Трагическая «человеческая комедия» разворачивается на страницах бодлеровской книги. Герои стихов изображаются в острых и жёстких ракурсах и ситуациях, их лица и тела искажены напряжёнными чувствами и страстными желаниями. Чернокожий шут-лилипут пригорюнился у подножия античной статуи, ощущая своё уродство рядом с её олимпийской красотой («Шут и Венера»). Брошенный сверху горшок с цветами расцветил причудливыми молниями трещин стекло за его спиной («Негодный стекольщик»). Карикатурен образ стекольщика в старых деревянных сабо, помятом сюртуке, в чёрной поношенной шляпе, застывший на булыжной мостовой. В агрессивное месиво, многорукого двухголового монстра превратились дерущиеся за кусок хлеба уличные мальчишки («Пирожок»). Самодовольным жлобством веет от богато одетого господина (половина его головы жёстко срезана краем листа), сунувшего нищему поддельную купюру («Фальшивая монета»). Три молодых музыканта в деревенских шляпах погружены в исполняемую ими мелодию («Призвания»). В мастерски закомпанованной гравюре блеск лакированных штиблет, белоснежной перчатки, остро заточенного кинжала и атласного цилиндра убийцы, у которого нет лица («Портреты любовниц»).

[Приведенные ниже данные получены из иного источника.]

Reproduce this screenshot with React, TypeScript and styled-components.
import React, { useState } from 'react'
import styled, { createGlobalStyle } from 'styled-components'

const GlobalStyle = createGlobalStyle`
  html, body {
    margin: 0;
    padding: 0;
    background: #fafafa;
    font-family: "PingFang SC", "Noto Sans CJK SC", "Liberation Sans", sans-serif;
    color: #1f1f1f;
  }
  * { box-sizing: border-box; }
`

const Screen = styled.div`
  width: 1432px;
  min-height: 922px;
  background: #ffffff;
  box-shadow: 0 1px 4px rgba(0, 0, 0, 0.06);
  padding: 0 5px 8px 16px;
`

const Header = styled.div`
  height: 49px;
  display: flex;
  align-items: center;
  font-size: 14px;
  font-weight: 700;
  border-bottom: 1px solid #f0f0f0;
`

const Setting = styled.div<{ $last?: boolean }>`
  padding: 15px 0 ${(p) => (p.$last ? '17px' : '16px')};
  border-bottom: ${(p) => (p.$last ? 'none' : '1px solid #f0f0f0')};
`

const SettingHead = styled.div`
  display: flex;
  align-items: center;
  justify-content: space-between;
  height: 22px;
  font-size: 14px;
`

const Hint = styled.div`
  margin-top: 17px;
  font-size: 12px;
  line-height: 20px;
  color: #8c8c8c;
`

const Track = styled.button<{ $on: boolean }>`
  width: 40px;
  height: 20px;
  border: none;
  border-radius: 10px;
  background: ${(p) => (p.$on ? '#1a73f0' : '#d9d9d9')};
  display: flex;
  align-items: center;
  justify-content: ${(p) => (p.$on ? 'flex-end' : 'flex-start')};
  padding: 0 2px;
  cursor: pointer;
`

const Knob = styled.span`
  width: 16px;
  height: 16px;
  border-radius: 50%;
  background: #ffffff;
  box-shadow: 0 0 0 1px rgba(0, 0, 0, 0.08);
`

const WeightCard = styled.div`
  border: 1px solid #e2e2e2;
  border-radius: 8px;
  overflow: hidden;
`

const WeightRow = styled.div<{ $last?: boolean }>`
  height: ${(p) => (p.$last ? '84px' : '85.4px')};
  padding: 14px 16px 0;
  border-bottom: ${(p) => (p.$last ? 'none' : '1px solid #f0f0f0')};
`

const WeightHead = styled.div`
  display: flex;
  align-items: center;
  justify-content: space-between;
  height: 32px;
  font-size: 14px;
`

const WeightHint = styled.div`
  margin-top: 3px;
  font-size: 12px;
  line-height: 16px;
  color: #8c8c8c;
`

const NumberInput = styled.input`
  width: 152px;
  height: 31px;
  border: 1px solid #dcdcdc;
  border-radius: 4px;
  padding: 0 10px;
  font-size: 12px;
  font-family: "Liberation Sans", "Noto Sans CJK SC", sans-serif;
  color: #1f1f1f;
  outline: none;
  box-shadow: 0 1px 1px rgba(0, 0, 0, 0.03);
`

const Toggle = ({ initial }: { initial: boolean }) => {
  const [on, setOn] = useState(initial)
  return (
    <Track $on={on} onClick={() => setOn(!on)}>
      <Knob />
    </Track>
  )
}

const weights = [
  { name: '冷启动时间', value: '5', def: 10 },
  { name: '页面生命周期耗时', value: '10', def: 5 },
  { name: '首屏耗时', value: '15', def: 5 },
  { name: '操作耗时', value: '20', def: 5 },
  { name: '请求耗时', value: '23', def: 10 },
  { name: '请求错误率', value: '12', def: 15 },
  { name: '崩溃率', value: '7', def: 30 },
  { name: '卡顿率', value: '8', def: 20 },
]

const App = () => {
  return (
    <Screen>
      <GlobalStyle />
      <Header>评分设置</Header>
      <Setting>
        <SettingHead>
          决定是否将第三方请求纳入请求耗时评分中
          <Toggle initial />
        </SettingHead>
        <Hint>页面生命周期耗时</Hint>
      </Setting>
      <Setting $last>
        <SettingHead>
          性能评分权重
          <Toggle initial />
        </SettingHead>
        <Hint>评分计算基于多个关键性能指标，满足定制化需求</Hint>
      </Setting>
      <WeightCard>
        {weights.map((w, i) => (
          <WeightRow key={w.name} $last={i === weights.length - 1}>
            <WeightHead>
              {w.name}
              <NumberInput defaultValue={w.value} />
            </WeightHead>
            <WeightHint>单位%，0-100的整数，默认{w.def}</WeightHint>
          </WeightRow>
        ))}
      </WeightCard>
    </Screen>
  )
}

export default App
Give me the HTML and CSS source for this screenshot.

Алексеев предлагает своё виденье Дьявола в «тяжёлой и нечистой атмосфере Парижа» – это сидящий за накрытым столом самоуверенный господин с лицемерно-лукавым выражением нижней части лица (лоб срезан краем листа), знакомый нам по «Братьям Карамазовым» (иллюстрация «Великодушный игрок»). А может быть, этот циничный Богач-искуситель, заказчик рекламных роликов, стремящийся поставить «бессмысленную» (с его точки зрения) красоту художественной анимации на службу господину Бизнесу? Уж не его ли вспомнит в своём эссе художник, написавший: «Тогда к Альфеони явился Дьявол».